We drove up Friday afternoon and were deposited at the Shrine of Our Lady of Czestochowa in Doylestown, Pennsylvania. We had some adventures on the way there, including the Pickle-In-A-Bag for sale at the rest stop in Delaware, and the scary weird traffic outside Philadelphia, but we arrived at the Shrine around tea time. It’s a big, beautiful place on a hill. living in flat Savannah, just seeing hills was wonderful. There is a huge statue of Blessed John Paul II overlooking the parking lot. I went and prayed there and asked him to take special care of whatever it was I needed. That’s really when the pilgrimage officially began for me. Peace just settled in my heart and didn’t leave. I had a certainty that this was what I was supposed to do, and that the Lord would hear every prayer and see every ache and pain over the next two days.

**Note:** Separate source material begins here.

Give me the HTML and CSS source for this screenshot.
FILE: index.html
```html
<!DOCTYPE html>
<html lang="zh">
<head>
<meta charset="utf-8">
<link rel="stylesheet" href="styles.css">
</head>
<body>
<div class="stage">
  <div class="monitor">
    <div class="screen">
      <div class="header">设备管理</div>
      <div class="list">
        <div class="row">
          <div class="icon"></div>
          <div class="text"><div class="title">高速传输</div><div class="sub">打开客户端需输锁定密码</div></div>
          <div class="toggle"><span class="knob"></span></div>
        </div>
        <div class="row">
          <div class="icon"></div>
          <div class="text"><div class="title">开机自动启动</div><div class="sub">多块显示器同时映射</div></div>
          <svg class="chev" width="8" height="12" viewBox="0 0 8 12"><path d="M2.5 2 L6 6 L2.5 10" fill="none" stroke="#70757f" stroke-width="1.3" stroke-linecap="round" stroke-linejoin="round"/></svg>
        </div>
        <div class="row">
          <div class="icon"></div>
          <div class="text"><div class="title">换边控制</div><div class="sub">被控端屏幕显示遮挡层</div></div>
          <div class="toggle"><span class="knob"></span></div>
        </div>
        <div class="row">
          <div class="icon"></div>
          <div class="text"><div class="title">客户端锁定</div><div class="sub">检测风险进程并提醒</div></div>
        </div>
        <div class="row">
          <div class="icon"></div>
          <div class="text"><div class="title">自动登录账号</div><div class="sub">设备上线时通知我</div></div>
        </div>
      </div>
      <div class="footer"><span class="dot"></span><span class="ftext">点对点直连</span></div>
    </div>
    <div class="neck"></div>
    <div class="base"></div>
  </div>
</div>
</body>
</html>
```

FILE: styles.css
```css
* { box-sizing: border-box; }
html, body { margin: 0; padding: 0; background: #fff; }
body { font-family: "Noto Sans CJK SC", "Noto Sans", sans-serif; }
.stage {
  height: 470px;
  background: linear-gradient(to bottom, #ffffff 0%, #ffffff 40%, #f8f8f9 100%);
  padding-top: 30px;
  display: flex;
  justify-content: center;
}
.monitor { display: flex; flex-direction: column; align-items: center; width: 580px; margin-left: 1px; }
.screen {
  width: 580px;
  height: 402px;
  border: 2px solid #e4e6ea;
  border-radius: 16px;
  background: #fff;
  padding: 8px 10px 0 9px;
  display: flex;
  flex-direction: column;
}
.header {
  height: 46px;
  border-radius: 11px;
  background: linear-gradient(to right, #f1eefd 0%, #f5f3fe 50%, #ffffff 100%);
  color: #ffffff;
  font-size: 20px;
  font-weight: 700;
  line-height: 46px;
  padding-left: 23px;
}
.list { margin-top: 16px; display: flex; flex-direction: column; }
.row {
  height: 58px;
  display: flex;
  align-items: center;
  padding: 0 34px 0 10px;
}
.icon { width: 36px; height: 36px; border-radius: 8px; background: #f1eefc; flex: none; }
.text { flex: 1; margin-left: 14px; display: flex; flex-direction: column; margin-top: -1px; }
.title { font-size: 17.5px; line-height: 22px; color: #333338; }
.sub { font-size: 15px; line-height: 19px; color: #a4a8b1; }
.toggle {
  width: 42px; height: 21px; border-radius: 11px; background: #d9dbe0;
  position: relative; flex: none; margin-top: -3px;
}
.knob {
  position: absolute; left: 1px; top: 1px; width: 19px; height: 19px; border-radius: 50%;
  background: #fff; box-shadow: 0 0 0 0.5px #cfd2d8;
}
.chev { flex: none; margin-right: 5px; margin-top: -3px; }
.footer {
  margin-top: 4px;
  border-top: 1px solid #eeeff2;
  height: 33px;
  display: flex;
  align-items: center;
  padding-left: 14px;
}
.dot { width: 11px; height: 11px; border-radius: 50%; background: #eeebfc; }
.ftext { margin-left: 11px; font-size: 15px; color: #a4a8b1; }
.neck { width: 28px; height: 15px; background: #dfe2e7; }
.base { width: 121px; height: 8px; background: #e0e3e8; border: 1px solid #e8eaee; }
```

The shuttle that was supposed to take us to the Friday night campsite was nowhere to be seen. Settling down on the curb with our huge rubbermaid bin (complete with hot pink duct tape), our sleeping bags and backpacks, we made some new friends with the few other English-speaking pilgrims and waited for about three hours. Our group was the last to be picked up. We somehow crammed eighteen people into a fifteen passenger van and drove through some very up and down and curvy roads resulting in nausea and general discomfort.
And then we arrived.
A canopy was erected in a field, a little ways off from the tent city. Torches lit the scene, and incense rose up from a gold censor. Mass was half over, but we found a spot off to the side and knelt down in time for the consecration. To my surprise, the huge crowd was silent. A Polish priest from the Savannah diocese was concelebrating, which was an unexpected little blessing. Everything was in Polish. It was awesome that even in a language I didn’t understand at all, mass was still totally recognizable. The Franciscan Friars of the Renewal and some lovely Polish ladies provided the music. It was beautiful. Adoration followed, and we got out tent set up. Some guys tried to help us, because, after all, three little ladies couldn’t possibly know how to put a tent up. It took three times as long with the guys, but they meant well. I’ll never understand that particular impulse of chivalry.

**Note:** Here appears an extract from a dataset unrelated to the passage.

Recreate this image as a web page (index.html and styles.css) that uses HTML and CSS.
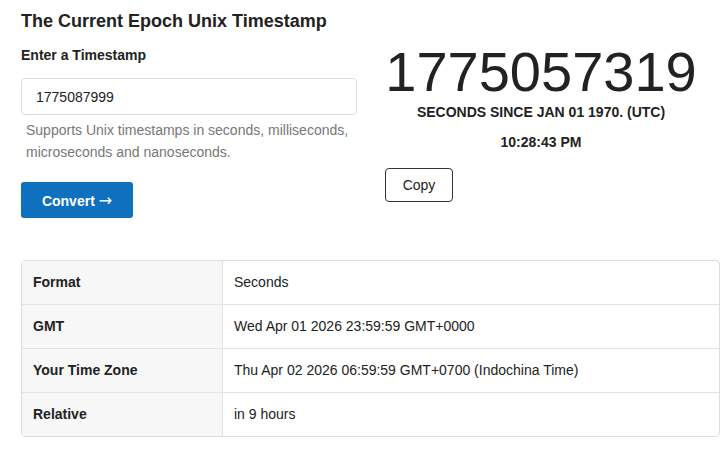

Oh, how I loved that tent! It was so comfy, and dry. We were so prepared, with our rainfly and our little front porch. It was easy to take apart, too, the next morning, when we woke up and hurried to get our remarkable breakfast of bread and cheese and whole tomatoes down before our group left. We were the first ones out, amidst lots of hugs from old friends of my sisters, and from the friars. The music began and we started walking, with a cross and a banner of Our Lady of Czestochowa facing us. She kept her eyes on us-it was amazing how you really felt the presence of the Holy Spirit and Mama Mary as you walked. It was very hilly, but the friars have develeoped a system to get tired pilgrims up a hill. They sing and we dance. It totally works!
The day passed happily. We prayed the liturgy of the hours. Sister Clare gave us a beautiful talk on Mother Teresa and the importantce of the humility of the first step of trust in God. My main impression was just the sheer amount of joy in my heart. It wasn’t just being on a little getaway from normal life. It wasn’t just the lovely company of my sisters and cheery Franciscans. It wasn’t even the sense of “wow-I’m on pilgrimage! “. The only way I can explain it is to say that it was a little gift from God. It was the gift of joy. This joy kept me smiling while my hip was injured from uneven pavement, and while my backpack grated against my lower back because my t-shirt kept riding up slightly. Aches and pains set in around lunchtime (BIG meatball lunch. Also, there were beets. And saurkraut). I waded in a little river with a lot of other folks, and Rachel and I were splashed when some unscrupulous seminarians (thank you, Albaquerque) and novices tossed large rocks into the water. One of the brothers blamed a small girl with pigtails. This gives you an idea of the general atmosphere: prayer, spiritual talks, and genuinely fun community and fellowship.
Maybe it was because it was starting to hurt a little, but at the river, I realized what my hopes for this pilgrimage were. I wanted to see what needed to be healed in my heart. I wanted joy. I wanted the Lord to deliver me from fear and anxiety. And, I wanted physical healing. I had taken many intentions with me, written on bits of paper. But on the river bank, I realized why I was on pilgrimage. The Lord wanted me to trust Him to heal me. He wanted me to believe that he could do it. I picked up a smooth stone from the riverbed and prayed. “Lord, I’m taking this rock with me a symbol of all you want to heal, and all I want to leave with your Mother. I’m leaving it at her shrine, and entrusting these intentions to the intercession of John Paul II.”
As the afternoon wore on, we sang, and ran through intersections, and limped. I was beginning to look forward to sitting down in my nice, dry tent and changing my socks. Quite suddenly, a drop or two of rain fell on us. It was still a couple of miles to the farm where we would sleep that night.